И вот однажды, примерно месяц или два спустя после перевода, он стоял на кровати, выискивая какой-нибудь крючок или гвоздь, застрявший в потолочной балке, когда взгляд его приковало лицо женщины в окне напротив. Футах в десяти от него, отделенные двумя стенами и двумя рядами решеток (на его окне и на ее), ее глаза, казалось, обращались напрямую к нему. Ты стоишь на койке? Да, я тоже стою на койке и, как и ты, пытаюсь понять, есть ли у меня выбор. Ты же не собираешься пока покончить с собой – это было бы безрассудно, ты просто хочешь выяснить, существует ли способ побега, если понадобится.

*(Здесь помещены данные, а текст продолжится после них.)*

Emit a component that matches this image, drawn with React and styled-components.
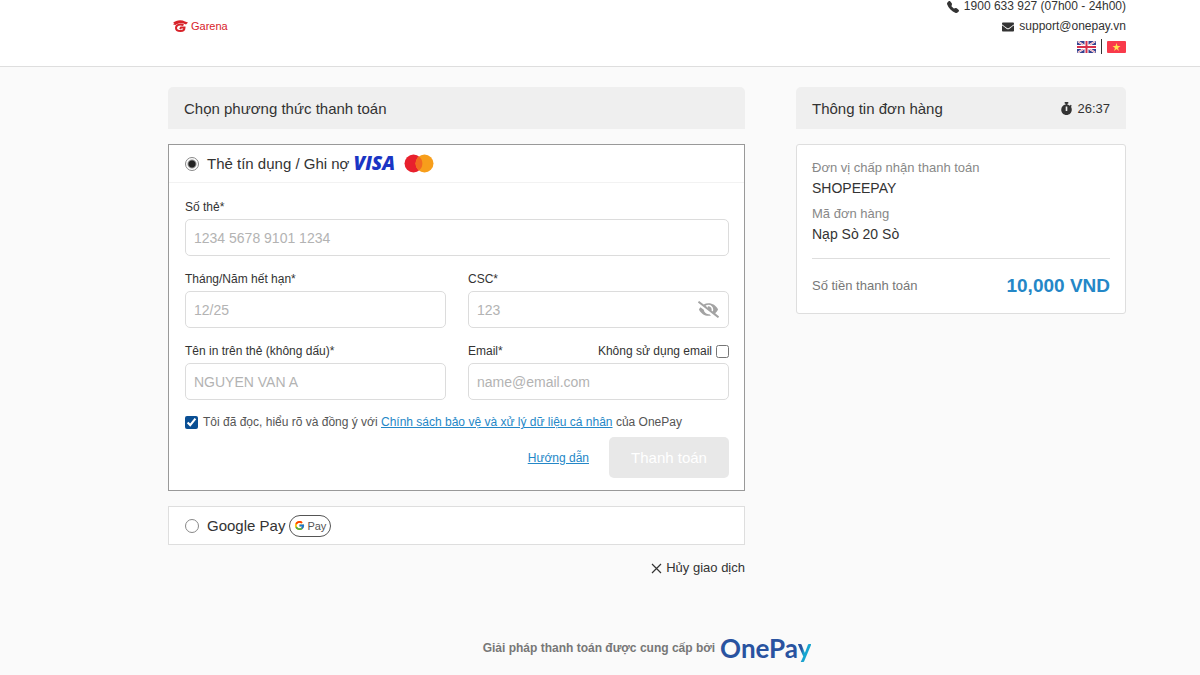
import { useState } from 'react';
import styled, { createGlobalStyle } from 'styled-components';
import { BsTelephoneFill } from 'react-icons/bs';
import { FaEnvelope, FaEyeSlash, FaStopwatch } from 'react-icons/fa';
import { FcGoogle } from 'react-icons/fc';

const GlobalStyle = createGlobalStyle`
	* {
		box-sizing: border-box;
	}

	body {
		margin: 0;
		background-color: #fafafa;
		color: #333;
		font-family: 'Liberation Sans', Arial, sans-serif;
		font-size: 13px;
	}

	input,
	button {
		font-family: inherit;
	}
`;

const Header = styled.header`
	display: flex;
	justify-content: space-between;
	align-items: flex-start;
	padding: 0 74px 13px 173px;
	background-color: #fff;
	border-bottom: 1px solid #dedede;
`;

const Brand = styled.a`
	display: flex;
	align-items: center;
	gap: 3px;
	padding-top: 19px;
	color: #d8232a;
	font-size: 11px;
	line-height: 14px;
	text-decoration: none;
`;

const Contact = styled.div`
	display: grid;
	justify-items: end;
	gap: 7px;
`;

const ContactLine = styled.a`
	display: flex;
	align-items: center;
	gap: 5px;
	color: #333;
	font-size: 12px;
	line-height: 13px;
	text-decoration: none;
`;

const Languages = styled.div`
	display: flex;
	align-items: center;
	gap: 5px;
	height: 13px;
`;

const FlagButton = styled.button`
	display: flex;
	padding: 0;
	border: none;
	background: none;
`;

const Separator = styled.span`
	width: 1px;
	height: 15px;
	background-color: #333;
`;

const Main = styled.main`
	display: grid;
	grid-template-columns: 577fr 330fr;
	gap: 51px;
	align-items: start;
	padding: 20px 74px 0 168px;
`;

const Title = styled.div`
	display: flex;
	justify-content: space-between;
	align-items: center;
	height: 42px;
	margin-bottom: 15px;
	padding: 0 16px;
	border-radius: 5px 5px 0 0;
	background-color: #efefef;
`;

const Heading = styled.h1`
	margin: 0;
	font-size: 15px;
	font-weight: 400;
`;

const Timer = styled.span`
	display: flex;
	align-items: center;
	gap: 4px;
`;

const Panel = styled.section`
	margin-bottom: 15px;
	border: 1px solid ${props => (props.$active ? '#999' : '#dedede')};
	background-color: #fff;
`;

const Method = styled.label`
	display: flex;
	align-items: center;
	gap: 4px;
	height: 37px;
	padding: 0 16px;
	font-size: 15px;
`;

const Radio = styled.input`
	appearance: none;
	flex: none;
	width: 14px;
	height: 14px;
	margin: 0 4px 0 0;
	border: 1px solid #888;
	border-radius: 50%;

	&:checked {
		background: radial-gradient(circle, #222 3px, #fff 5px);
	}
`;

const Visa = styled.span`
	padding-bottom: 2px;
	margin-right: 5px;
	color: #1a35c4;
	font-family: 'Open Sans', sans-serif;
	font-size: 19px;
	font-style: italic;
	font-weight: 800;
	line-height: 20px;
`;

const GooglePay = styled.span`
	display: flex;
	align-items: center;
	justify-content: center;
	gap: 2px;
	width: 42px;
	height: 22px;
	border: 1px solid #555;
	border-radius: 11px;
	color: #555;
	font-size: 11px;
`;

const Form = styled.form`
	display: grid;
	grid-template-columns: 1fr 1fr;
	column-gap: 22px;
	row-gap: 14px;
	padding: 15px 15px 12px 16px;
	border-top: 1px solid #f2f2f2;
`;

const Field = styled.div`
	position: relative;
	grid-column: ${props => (props.$wide ? '1 / -1' : 'auto')};
`;

const LabelRow = styled.div`
	display: flex;
	justify-content: space-between;
	align-items: center;
	height: 18px;
	margin-bottom: 3px;
	font-size: 12px;
`;

const CheckLabel = styled.label`
	display: flex;
	align-items: center;
	gap: 4px;
`;

const Checkbox = styled.input`
	flex: none;
	width: 13px;
	height: 13px;
	margin: 0;
	accent-color: #0a4f94;
`;

const TextInput = styled.input`
	display: block;
	width: 100%;
	height: 37px;
	padding: 0 8px;
	border: 1px solid #dcdcdc;
	border-radius: 5px;
	background-color: #fff;
	font-size: 14px;

	&::placeholder {
		color: #b3b3b3;
	}
`;

const RevealButton = styled.button`
	position: absolute;
	right: 10px;
	bottom: 8px;
	display: flex;
	padding: 0;
	border: none;
	background: none;
	color: #a3a3a3;
`;

const Terms = styled.div`
	display: flex;
	align-items: center;
	gap: 5px;
	grid-column: 1 / -1;
	height: 16px;
	color: #555;
	font-size: 12px;
`;

const Link = styled.a`
	color: #2487c7;
	font-size: 12px;
	text-decoration: underline;
`;

const Actions = styled.div`
	display: flex;
	justify-content: flex-end;
	align-items: center;
	gap: 20px;
	grid-column: 1 / -1;
	margin-top: -7px;
`;

const PayButton = styled.button`
	width: 120px;
	height: 41px;
	border: none;
	border-radius: 5px;
	background-color: #e8e8e8;
	color: #fff;
	font-size: 15px;
`;

const CancelButton = styled.button`
	display: flex;
	align-items: center;
	gap: 4px;
	margin-left: auto;
	padding: 0;
	border: none;
	background: none;
	color: #333;
	font-size: 13px;
	line-height: 16px;
`;

const Order = styled.section`
	padding: 14px 15px 15px;
	border: 1px solid #dedede;
	border-radius: 3px;
	background-color: #fff;
`;

const OrderList = styled.dl`
	margin: 0;
	padding-bottom: 7px;
	border-bottom: 1px solid #dedede;
`;

const Term = styled.dt`
	color: #888;
	line-height: 18px;
`;

const Detail = styled.dd`
	margin: 0 0 6px;
	font-size: 14px;
	line-height: 22px;
`;

const Total = styled.div`
	display: flex;
	justify-content: space-between;
	align-items: center;
	padding-top: 15px;
	color: #777;
	line-height: 24px;
`;

const Amount = styled.strong`
	color: #2487c7;
	font-size: 19px;
`;

const Footer = styled.footer`
	display: flex;
	justify-content: center;
	align-items: center;
	gap: 5px;
	padding: 57px 74px 0 168px;
	color: #777;
	font-size: 12px;
	font-weight: 700;
`;

const OnePay = styled.span`
	color: #2953a0;
	font-family: Lato, sans-serif;
	font-size: 26px;
	font-weight: 700;
	line-height: 30px;
`;

const LastLetter = styled.span`
	background: linear-gradient(100deg, #2953a0 35%, #16a5d0 50%);
	background-clip: text;
	color: transparent;
`;

function GarenaMark() {
	return (
		<svg width='15' height='12' viewBox='0 0 30 24' aria-hidden='true'>
			<path
				d='M0 6C6 0 17-1 24 3l6 2-4 4C18 5 10 6 5 10L0 9l3-2z'
				fill='#d8232a'
			/>
			<path
				d='M21 10C13 7 6 10 6 16c0 4 4 6 9 6 6 0 8-3 8-7h-7l-2 3'
				fill='none'
				stroke='#d8232a'
				strokeWidth='4'
			/>
		</svg>
	);
}

function BritishFlag() {
	return (
		<svg width='19' height='12' viewBox='0 0 38 24' aria-hidden='true'>
			<rect width='38' height='24' rx='2' fill='#35408f' />
			<path d='M2 1l34 22M36 1L2 23' stroke='#fff' strokeWidth='4' />
			<path d='M2 1l34 22M36 1L2 23' stroke='#d8304a' strokeWidth='1' />
			<path d='M19 0v24M0 12h38' stroke='#fff' strokeWidth='8' />
			<path d='M19 0v24M0 12h38' stroke='#d8304a' strokeWidth='4' />
		</svg>
	);
}

function VietnameseFlag() {
	return (
		<svg width='19' height='12' viewBox='0 0 38 24' aria-hidden='true'>
			<rect width='38' height='24' rx='2' fill='#f93a4b' />
			<path
				d='M19 4l2 6h6l-5 4 2 6-5-4-5 4 2-6-5-4h6z'
				fill='#ffe34d'
			/>
		</svg>
	);
}

function Mastercard() {
	return (
		<svg width='30' height='19' viewBox='0 0 60 38' aria-hidden='true'>
			<circle cx='19' cy='19' r='18' fill='#e8202d' />
			<circle cx='41' cy='19' r='18' fill='#f79e1b' />
			<path d='M30 5a18 18 0 0 1 0 28a18 18 0 0 1 0-28z' fill='#f26a21' />
		</svg>
	);
}

function CardForm() {
	const [accepted, setAccepted] = useState(true);
	const [noEmail, setNoEmail] = useState(false);

	return (
		<Form onSubmit={e => e.preventDefault()}>
			<Field $wide>
				<LabelRow>
					<label htmlFor='number'>Số thẻ*</label>
				</LabelRow>
				<TextInput id='number' placeholder='1234 5678 9101 1234' />
			</Field>
			<Field>
				<LabelRow>
					<label htmlFor='expiry'>Tháng/Năm hết hạn*</label>
				</LabelRow>
				<TextInput id='expiry' placeholder='12/25' />
			</Field>
			<Field>
				<LabelRow>
					<label htmlFor='csc'>CSC*</label>
				</LabelRow>
				<TextInput id='csc' type='password' placeholder='123' />
				<RevealButton type='button' aria-label='CSC'>
					<FaEyeSlash size={21} />
				</RevealButton>
			</Field>
			<Field>
				<LabelRow>
					<label htmlFor='name'>Tên in trên thẻ (không dấu)*</label>
				</LabelRow>
				<TextInput id='name' placeholder='NGUYEN VAN A' />
			</Field>
			<Field>
				<LabelRow>
					<label htmlFor='email'>Email*</label>
					<CheckLabel>
						Không sử dụng email
						<Checkbox
							type='checkbox'
							checked={noEmail}
							onChange={e => setNoEmail(e.target.checked)}
						/>
					</CheckLabel>
				</LabelRow>
				<TextInput id='email' type='email' placeholder='name@email.com' />
			</Field>
			<Terms>
				<Checkbox
					id='terms'
					type='checkbox'
					checked={accepted}
					onChange={e => setAccepted(e.target.checked)}
				/>
				<label htmlFor='terms'>
					Tôi đã đọc, hiểu rõ và đồng ý với{' '}
					<Link href='#policy'>
						Chính sách bảo vệ và xử lý dữ liệu cá nhân
					</Link>{' '}
					của OnePay
				</label>
			</Terms>
			<Actions>
				<Link href='#guide'>Hướng dẫn</Link>
				<PayButton disabled>Thanh toán</PayButton>
			</Actions>
		</Form>
	);
}

function App() {
	const [method, setMethod] = useState('card');

	return (
		<>
			<GlobalStyle />
			<Header>
				<Brand href='#home'>
					<GarenaMark />
					Garena
				</Brand>
				<Contact>
					<ContactLine href='tel:1900633927'>
						<BsTelephoneFill size={12} />
						1900 633 927 (07h00 - 24h00)
					</ContactLine>
					<ContactLine href='mailto:support@onepay.vn'>
						<FaEnvelope size={12} />
						support@onepay.vn
					</ContactLine>
					<Languages>
						<FlagButton aria-label='English'>
							<BritishFlag />
						</FlagButton>
						<Separator />
						<FlagButton aria-label='Tiếng Việt'>
							<VietnameseFlag />
						</FlagButton>
					</Languages>
				</Contact>
			</Header>
			<Main>
				<div>
					<Title>
						<Heading>Chọn phương thức thanh toán</Heading>
					</Title>
					<Panel $active={method === 'card'}>
						<Method>
							<Radio
								type='radio'
								name='method'
								checked={method === 'card'}
								onChange={() => setMethod('card')}
							/>
							Thẻ tín dụng / Ghi nợ
							<Visa>VISA</Visa>
							<Mastercard />
						</Method>
						<CardForm />
					</Panel>
					<Panel $active={method === 'google'}>
						<Method>
							<Radio
								type='radio'
								name='method'
								checked={method === 'google'}
								onChange={() => setMethod('google')}
							/>
							Google Pay
							<GooglePay>
								<FcGoogle size={11} />
								Pay
							</GooglePay>
						</Method>
					</Panel>
					<CancelButton>
						<svg width='11' height='11' viewBox='0 0 11 11' aria-hidden='true'>
							<path d='M1 1l9 9M10 1l-9 9' stroke='#333' strokeWidth='1.2' />
						</svg>
						Hủy giao dịch
					</CancelButton>
				</div>
				<aside>
					<Title>
						<Heading as='h2'>Thông tin đơn hàng</Heading>
						<Timer>
							<FaStopwatch size={13} />
							26:37
						</Timer>
					</Title>
					<Order>
						<OrderList>
							<Term>Đơn vị chấp nhận thanh toán</Term>
							<Detail>SHOPEEPAY</Detail>
							<Term>Mã đơn hàng</Term>
							<Detail>Nạp Sò 20 Sò</Detail>
						</OrderList>
						<Total>
							Số tiền thanh toán
							<Amount>10,000 VND</Amount>
						</Total>
					</Order>
				</aside>
			</Main>
			<Footer>
				Giải pháp thanh toán được cung cấp bởi
				<OnePay>
					OnePa<LastLetter>y</LastLetter>
				</OnePay>
			</Footer>
		</>
	);
}

export default App;
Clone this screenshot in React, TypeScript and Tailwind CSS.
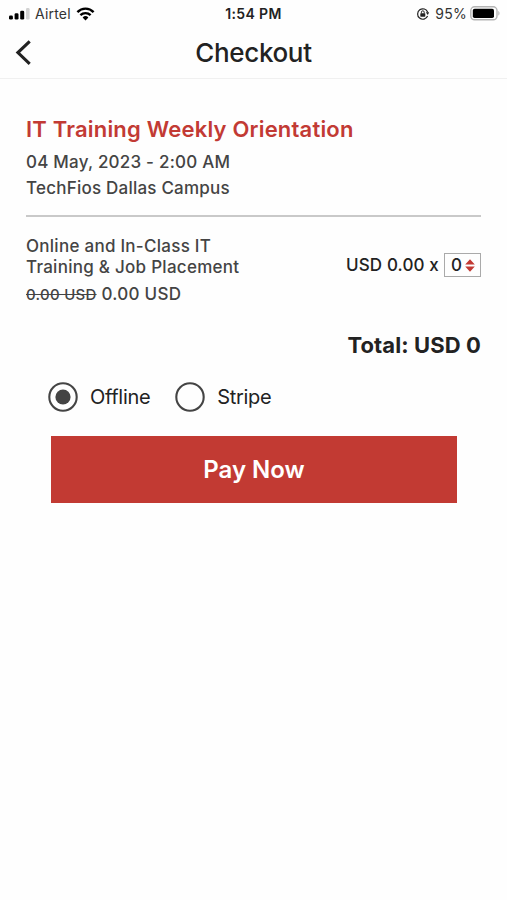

Ей могло быть и двадцать, и тридцать, этой женщине, – тонкие черты лица, подвижные черные брови, то взлетавшие на полдюйма вверх, то собиравшиеся на переносице. Какая у нее очаровательная улыбка. А потом лицо исчезло.
Ее звали Рита, она была студенткой медицинского факультета Университета Рангуна, когда пять месяцев назад ее арестовали; она посмела спросить, почему врачам-каренам разрешено работать в больнице, а пациентам-каренам отказывают в лечении. Все эти подробности Бенни узнал на следующий день, когда около полудня она подняла в окошке наволочку, на которой написала краткую свою историю – крупными буквами и по-английски. Чтобы он смог прочесть каждую букву через прутья решетки, она медленно двигала наволочку из стороны в сторону, и лицо у нее было встревоженное.